§ PROBLEM TO SOLVE
Begin with the first line of the material and write out each line exactly, ending with the line that contains "w-[2318px] h-[1550px] overflow-hidden". Pictures are not part of the copy.

§ SOURCE MATERIAL
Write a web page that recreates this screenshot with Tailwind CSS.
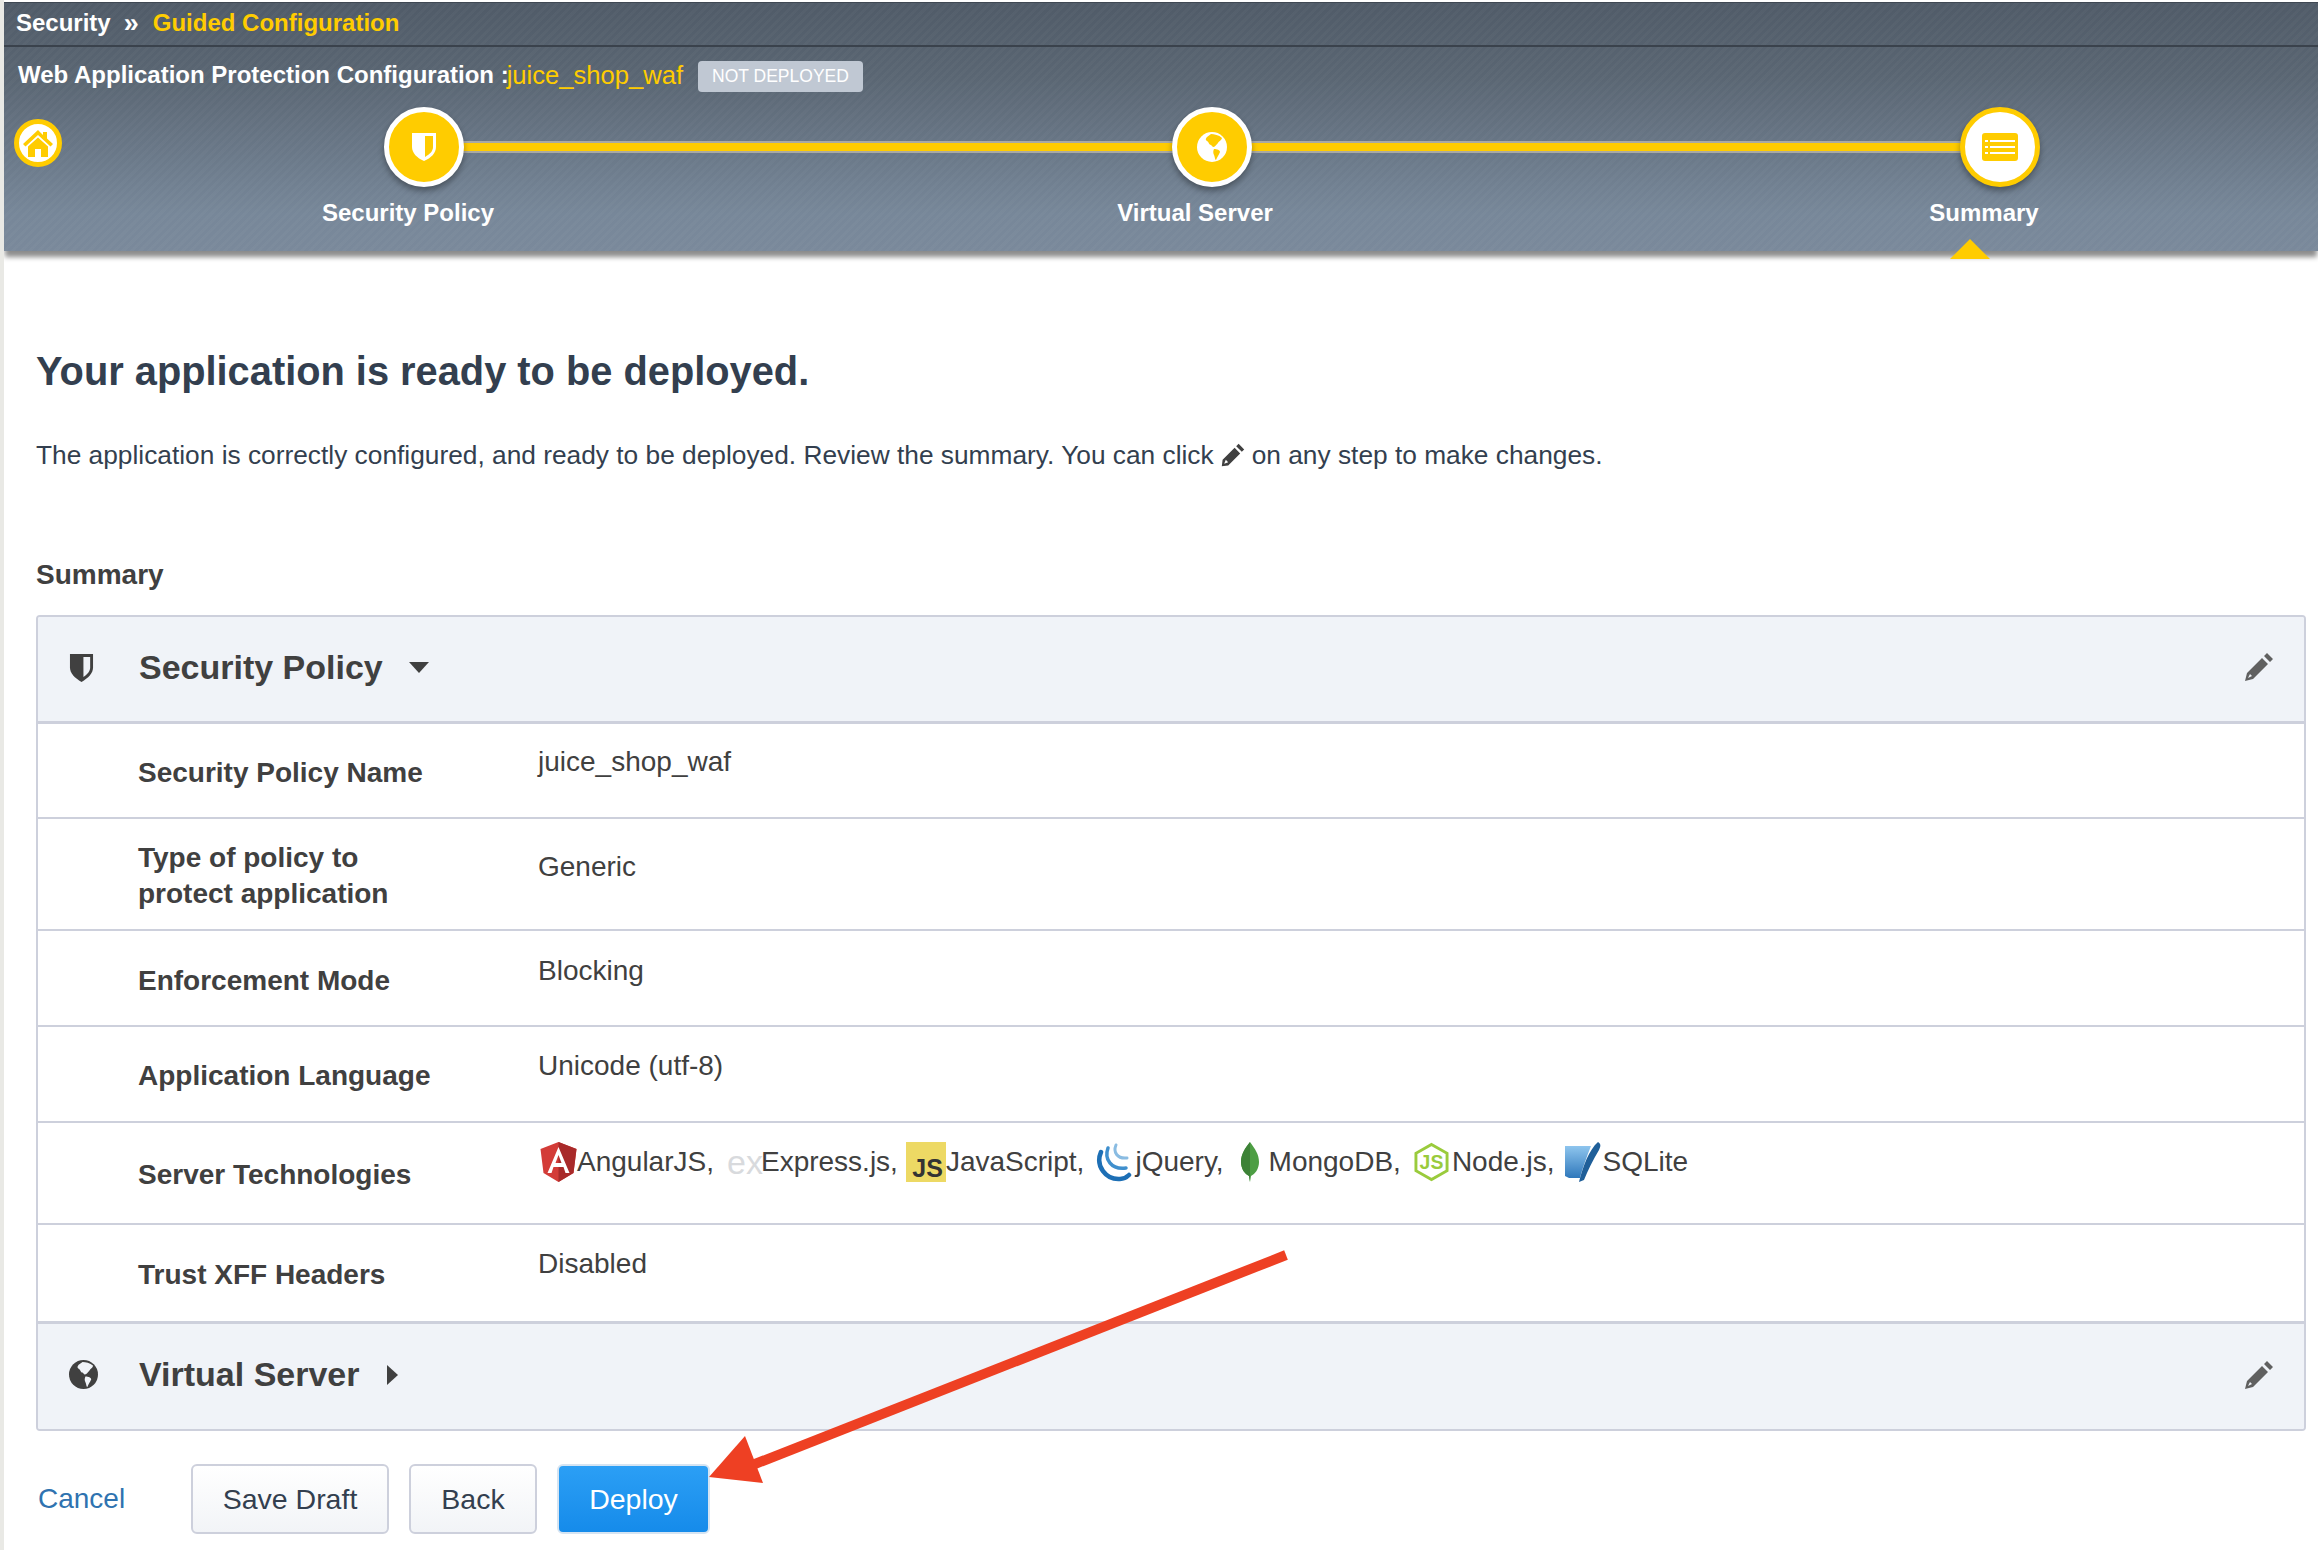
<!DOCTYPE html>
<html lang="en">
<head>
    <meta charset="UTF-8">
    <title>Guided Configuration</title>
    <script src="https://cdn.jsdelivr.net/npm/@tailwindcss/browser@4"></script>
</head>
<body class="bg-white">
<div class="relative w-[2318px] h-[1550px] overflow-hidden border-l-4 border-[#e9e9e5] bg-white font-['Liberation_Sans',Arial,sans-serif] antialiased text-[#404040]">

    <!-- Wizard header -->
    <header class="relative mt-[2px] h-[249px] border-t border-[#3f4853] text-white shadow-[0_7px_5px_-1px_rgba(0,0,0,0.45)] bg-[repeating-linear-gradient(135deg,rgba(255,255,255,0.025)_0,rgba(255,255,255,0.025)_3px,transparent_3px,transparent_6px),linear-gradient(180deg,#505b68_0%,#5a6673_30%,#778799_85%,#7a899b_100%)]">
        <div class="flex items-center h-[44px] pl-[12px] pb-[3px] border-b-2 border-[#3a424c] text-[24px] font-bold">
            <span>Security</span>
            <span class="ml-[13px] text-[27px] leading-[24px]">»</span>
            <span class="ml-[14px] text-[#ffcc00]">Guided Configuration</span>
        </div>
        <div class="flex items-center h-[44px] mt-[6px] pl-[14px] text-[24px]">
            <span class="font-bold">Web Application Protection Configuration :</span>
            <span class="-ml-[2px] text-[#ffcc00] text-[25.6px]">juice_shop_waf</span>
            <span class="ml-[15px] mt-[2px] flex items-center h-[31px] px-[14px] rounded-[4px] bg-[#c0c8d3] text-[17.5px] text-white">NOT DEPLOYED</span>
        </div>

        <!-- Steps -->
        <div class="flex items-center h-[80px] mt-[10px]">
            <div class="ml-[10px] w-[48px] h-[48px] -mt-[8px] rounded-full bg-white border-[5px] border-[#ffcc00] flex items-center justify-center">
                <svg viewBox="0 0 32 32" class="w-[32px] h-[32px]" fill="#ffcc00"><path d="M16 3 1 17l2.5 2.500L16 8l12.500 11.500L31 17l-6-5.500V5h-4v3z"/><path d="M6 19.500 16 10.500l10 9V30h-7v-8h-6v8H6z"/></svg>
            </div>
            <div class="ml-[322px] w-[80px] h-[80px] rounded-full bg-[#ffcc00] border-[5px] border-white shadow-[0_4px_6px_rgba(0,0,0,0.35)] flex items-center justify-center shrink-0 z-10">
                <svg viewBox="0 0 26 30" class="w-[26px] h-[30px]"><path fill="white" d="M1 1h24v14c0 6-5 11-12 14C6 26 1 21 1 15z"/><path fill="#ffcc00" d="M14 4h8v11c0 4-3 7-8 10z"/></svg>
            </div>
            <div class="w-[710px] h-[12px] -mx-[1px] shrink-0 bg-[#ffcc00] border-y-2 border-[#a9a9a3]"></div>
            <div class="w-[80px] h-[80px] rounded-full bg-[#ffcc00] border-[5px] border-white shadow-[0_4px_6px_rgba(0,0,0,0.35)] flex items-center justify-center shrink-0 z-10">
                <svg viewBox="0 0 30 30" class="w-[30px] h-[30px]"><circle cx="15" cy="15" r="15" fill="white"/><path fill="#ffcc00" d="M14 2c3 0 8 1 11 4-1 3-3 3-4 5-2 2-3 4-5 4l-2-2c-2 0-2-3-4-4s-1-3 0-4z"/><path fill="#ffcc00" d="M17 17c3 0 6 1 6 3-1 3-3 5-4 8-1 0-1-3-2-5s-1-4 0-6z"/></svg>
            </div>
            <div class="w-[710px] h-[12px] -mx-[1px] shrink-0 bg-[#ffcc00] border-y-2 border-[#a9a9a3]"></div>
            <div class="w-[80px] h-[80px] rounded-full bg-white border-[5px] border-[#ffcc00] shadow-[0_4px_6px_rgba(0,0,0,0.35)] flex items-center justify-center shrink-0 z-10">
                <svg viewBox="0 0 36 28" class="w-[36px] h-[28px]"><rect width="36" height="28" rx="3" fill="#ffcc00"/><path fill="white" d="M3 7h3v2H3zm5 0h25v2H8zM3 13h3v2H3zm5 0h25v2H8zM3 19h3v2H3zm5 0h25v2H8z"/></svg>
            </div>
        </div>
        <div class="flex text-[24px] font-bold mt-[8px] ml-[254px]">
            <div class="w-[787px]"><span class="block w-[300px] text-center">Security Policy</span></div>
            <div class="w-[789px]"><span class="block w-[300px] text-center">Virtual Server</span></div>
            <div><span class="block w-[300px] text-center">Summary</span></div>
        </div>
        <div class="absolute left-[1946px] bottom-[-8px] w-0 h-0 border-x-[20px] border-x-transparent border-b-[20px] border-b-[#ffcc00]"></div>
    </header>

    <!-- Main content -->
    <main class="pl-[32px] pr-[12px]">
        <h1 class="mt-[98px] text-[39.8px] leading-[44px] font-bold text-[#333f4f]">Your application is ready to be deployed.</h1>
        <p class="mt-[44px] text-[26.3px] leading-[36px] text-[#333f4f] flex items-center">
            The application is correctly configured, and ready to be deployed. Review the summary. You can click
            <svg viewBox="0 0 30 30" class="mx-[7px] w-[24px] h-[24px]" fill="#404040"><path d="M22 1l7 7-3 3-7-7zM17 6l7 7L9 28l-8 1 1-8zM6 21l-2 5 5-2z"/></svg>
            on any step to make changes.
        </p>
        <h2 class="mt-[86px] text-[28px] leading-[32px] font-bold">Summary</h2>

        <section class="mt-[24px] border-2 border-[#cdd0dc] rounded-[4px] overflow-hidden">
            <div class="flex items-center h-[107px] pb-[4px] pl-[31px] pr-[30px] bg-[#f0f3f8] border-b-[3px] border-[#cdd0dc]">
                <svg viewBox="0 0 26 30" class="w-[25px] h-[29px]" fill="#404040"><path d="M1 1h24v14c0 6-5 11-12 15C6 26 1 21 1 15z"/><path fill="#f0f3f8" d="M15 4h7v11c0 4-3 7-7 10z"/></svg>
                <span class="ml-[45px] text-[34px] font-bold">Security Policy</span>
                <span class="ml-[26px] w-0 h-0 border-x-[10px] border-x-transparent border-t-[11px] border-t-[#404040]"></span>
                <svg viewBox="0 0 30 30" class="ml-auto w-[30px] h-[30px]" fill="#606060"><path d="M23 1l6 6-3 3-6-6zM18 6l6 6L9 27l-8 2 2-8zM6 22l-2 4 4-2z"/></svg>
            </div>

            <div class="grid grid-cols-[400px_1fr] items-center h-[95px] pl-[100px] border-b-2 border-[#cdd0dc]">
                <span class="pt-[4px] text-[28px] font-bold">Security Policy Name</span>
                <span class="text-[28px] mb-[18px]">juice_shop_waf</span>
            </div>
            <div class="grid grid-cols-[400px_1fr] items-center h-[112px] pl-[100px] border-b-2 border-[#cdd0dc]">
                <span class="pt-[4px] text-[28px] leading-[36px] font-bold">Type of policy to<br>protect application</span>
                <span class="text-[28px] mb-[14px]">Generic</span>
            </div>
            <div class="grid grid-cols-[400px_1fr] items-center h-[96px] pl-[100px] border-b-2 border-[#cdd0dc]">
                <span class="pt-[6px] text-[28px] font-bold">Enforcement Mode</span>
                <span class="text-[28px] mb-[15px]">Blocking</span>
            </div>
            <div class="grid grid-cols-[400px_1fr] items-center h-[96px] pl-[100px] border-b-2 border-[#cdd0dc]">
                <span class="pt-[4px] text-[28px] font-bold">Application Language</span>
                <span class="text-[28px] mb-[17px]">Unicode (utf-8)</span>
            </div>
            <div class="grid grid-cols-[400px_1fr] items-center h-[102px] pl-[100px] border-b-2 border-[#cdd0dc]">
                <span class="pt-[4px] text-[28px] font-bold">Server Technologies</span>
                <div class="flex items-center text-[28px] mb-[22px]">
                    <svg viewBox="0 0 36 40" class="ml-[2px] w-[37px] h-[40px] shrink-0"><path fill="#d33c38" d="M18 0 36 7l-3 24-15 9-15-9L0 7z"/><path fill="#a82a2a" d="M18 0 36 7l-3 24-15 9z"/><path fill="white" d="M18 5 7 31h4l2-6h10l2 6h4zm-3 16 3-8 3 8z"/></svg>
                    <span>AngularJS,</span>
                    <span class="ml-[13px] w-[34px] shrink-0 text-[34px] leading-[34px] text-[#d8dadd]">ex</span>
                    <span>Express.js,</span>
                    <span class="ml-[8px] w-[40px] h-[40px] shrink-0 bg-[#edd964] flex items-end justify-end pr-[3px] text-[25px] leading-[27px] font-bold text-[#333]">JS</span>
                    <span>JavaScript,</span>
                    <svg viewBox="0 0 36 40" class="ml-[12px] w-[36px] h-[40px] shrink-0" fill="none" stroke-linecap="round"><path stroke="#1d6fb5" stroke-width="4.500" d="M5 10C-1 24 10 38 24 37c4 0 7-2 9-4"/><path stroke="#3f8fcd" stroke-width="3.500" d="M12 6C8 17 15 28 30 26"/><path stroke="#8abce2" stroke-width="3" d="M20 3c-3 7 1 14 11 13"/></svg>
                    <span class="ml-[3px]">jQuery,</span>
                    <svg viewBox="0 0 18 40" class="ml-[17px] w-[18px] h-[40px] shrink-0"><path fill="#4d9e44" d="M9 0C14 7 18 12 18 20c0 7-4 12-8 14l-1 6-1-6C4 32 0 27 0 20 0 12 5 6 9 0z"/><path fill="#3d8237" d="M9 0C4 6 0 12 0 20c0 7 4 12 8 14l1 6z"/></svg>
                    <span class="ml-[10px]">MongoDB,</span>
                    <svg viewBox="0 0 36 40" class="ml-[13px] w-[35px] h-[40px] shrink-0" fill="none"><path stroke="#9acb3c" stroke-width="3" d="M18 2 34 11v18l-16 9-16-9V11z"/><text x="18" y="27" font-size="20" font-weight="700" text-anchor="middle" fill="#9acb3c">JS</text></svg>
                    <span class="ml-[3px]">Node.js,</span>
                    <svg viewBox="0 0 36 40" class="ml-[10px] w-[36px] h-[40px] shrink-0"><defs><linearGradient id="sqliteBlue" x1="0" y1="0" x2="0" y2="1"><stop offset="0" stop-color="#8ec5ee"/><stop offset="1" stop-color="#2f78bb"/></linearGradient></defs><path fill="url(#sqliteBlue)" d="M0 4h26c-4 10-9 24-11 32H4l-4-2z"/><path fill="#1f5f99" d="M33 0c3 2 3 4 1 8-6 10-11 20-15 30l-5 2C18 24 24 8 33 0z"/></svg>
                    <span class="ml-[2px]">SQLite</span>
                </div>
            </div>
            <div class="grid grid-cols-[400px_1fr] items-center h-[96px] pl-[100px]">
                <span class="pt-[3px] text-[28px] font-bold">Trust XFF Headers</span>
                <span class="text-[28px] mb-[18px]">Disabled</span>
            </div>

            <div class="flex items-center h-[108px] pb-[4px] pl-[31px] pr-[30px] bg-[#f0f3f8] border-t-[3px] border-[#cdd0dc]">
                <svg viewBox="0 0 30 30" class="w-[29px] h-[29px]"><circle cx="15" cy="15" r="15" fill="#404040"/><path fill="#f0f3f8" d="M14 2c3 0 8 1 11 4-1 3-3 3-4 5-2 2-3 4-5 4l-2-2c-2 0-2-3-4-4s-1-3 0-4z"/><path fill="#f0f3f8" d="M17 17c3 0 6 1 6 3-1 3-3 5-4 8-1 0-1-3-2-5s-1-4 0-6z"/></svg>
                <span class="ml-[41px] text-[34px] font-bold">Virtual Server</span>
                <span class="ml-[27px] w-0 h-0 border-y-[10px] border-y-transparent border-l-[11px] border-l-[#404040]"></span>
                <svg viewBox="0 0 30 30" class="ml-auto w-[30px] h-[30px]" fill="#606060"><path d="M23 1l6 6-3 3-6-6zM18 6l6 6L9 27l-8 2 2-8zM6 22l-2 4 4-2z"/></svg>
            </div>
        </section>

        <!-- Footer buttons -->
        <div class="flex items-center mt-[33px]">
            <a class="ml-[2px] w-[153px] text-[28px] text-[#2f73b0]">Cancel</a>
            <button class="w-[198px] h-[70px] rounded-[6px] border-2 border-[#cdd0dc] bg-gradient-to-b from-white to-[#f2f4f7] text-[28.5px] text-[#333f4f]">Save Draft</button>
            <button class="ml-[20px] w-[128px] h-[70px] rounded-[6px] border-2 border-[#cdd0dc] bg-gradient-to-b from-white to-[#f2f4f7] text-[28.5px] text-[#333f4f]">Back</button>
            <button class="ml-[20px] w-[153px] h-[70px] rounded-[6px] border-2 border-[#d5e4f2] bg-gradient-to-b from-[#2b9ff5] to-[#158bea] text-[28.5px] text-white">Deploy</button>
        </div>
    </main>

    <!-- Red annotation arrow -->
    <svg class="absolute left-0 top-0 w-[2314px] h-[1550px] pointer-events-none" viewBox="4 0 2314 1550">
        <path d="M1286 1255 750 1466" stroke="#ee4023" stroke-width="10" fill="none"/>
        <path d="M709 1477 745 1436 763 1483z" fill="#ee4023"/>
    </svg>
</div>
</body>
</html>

§ RESULT FOR THIS TASK
Write a web page that recreates this screenshot with Tailwind CSS.
<!DOCTYPE html>
<html lang="en">
<head>
    <meta charset="UTF-8">
    <title>Guided Configuration</title>
    <script src="https://cdn.jsdelivr.net/npm/@tailwindcss/browser@4"></script>
</head>
<body class="bg-white">
<div class="relative w-[2318px] h-[1550px] overflow-hidden border-l-4 border-[#e9e9e5] bg-white font-['Liberation_Sans',Arial,sans-serif] antialiased text-[#404040]">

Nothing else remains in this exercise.